## AIM OF THE EXERCISE
Please report every line from the material that contains the word "styles".
──────
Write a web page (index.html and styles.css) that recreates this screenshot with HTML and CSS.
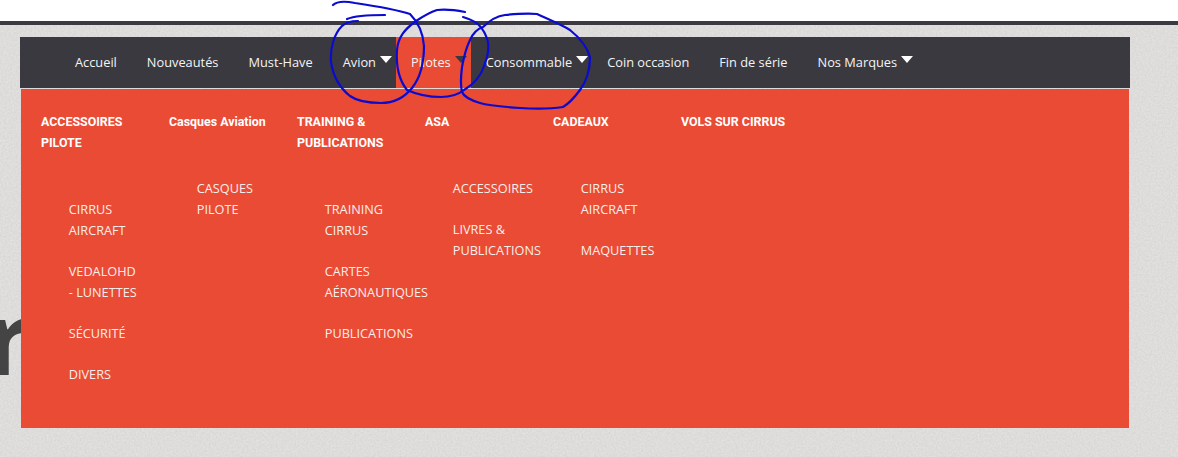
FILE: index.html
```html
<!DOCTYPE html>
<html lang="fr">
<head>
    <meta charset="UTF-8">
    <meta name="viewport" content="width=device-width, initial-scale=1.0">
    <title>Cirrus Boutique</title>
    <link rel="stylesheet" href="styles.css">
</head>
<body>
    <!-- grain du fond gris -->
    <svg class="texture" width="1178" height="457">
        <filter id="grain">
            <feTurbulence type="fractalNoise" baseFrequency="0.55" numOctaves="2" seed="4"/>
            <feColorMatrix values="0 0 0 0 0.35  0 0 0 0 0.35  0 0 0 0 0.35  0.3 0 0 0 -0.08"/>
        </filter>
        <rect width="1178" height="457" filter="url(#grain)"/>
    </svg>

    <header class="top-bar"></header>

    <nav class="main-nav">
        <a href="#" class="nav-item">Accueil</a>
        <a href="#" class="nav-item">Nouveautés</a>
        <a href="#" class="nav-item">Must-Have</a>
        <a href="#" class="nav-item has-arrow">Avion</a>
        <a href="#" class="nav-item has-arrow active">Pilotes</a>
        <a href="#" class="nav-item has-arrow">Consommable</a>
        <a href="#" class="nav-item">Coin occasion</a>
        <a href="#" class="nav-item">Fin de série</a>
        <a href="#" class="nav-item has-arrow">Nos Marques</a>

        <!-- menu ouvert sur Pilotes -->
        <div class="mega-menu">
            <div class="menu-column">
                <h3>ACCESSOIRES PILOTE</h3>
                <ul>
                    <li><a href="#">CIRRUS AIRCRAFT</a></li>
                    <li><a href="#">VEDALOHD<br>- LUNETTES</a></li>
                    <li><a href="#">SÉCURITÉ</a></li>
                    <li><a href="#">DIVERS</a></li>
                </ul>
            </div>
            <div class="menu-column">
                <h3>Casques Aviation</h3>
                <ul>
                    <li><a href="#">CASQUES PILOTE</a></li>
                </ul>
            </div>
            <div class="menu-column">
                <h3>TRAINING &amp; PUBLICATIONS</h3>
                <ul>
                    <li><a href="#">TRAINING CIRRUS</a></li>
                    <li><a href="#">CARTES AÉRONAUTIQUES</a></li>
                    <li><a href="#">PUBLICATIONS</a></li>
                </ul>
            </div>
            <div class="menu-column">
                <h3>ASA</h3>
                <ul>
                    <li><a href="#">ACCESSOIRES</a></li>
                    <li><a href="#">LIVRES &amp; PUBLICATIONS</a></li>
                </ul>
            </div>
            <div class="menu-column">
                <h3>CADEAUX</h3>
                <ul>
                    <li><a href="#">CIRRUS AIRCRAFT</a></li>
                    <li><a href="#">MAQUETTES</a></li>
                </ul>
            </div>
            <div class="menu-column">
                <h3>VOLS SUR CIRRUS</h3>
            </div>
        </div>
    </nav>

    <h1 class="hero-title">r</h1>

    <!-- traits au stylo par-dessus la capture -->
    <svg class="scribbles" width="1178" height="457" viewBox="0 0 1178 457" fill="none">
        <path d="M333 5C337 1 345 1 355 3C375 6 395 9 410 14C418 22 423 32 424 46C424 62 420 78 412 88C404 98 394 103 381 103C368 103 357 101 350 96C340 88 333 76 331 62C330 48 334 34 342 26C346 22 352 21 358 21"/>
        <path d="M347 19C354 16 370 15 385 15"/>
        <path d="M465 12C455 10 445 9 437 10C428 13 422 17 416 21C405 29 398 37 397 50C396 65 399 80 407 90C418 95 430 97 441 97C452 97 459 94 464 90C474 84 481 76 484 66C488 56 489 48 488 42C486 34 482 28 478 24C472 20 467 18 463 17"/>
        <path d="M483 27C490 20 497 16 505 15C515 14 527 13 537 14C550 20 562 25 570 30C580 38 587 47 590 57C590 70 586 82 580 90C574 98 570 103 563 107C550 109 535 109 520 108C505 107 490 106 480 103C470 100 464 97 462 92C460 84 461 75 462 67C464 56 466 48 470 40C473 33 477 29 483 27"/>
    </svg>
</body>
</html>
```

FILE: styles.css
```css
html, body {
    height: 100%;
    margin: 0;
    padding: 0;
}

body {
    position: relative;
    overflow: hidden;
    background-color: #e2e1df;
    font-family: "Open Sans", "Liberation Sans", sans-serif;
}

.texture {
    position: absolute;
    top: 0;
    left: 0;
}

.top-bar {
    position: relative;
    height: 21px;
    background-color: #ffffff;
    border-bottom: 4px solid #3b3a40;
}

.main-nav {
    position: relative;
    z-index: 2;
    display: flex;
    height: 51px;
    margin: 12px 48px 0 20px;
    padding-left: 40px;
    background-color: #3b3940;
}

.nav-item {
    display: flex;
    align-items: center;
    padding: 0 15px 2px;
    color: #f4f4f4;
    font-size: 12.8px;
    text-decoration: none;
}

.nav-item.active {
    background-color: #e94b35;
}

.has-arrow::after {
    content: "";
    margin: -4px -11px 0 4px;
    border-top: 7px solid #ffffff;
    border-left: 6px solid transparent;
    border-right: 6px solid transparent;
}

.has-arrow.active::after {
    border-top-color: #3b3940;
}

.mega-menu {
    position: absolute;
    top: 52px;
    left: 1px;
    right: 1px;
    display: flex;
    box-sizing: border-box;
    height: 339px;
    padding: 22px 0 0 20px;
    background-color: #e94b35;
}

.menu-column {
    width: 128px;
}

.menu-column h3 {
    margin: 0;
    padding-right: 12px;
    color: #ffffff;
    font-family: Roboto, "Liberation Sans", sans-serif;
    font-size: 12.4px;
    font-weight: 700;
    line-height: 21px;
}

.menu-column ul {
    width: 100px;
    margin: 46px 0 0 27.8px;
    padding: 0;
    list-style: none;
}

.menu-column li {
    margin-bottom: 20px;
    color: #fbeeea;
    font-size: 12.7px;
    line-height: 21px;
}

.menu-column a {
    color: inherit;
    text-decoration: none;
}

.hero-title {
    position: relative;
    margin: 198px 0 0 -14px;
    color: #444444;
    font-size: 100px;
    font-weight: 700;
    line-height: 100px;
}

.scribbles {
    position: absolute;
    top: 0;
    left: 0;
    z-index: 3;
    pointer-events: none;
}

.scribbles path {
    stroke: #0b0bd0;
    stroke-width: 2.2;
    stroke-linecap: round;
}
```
──────
## REPLY
Write a web page (index.html and styles.css) that recreates this screenshot with HTML and CSS.
    <link rel="stylesheet" href="styles.css">
FILE: styles.css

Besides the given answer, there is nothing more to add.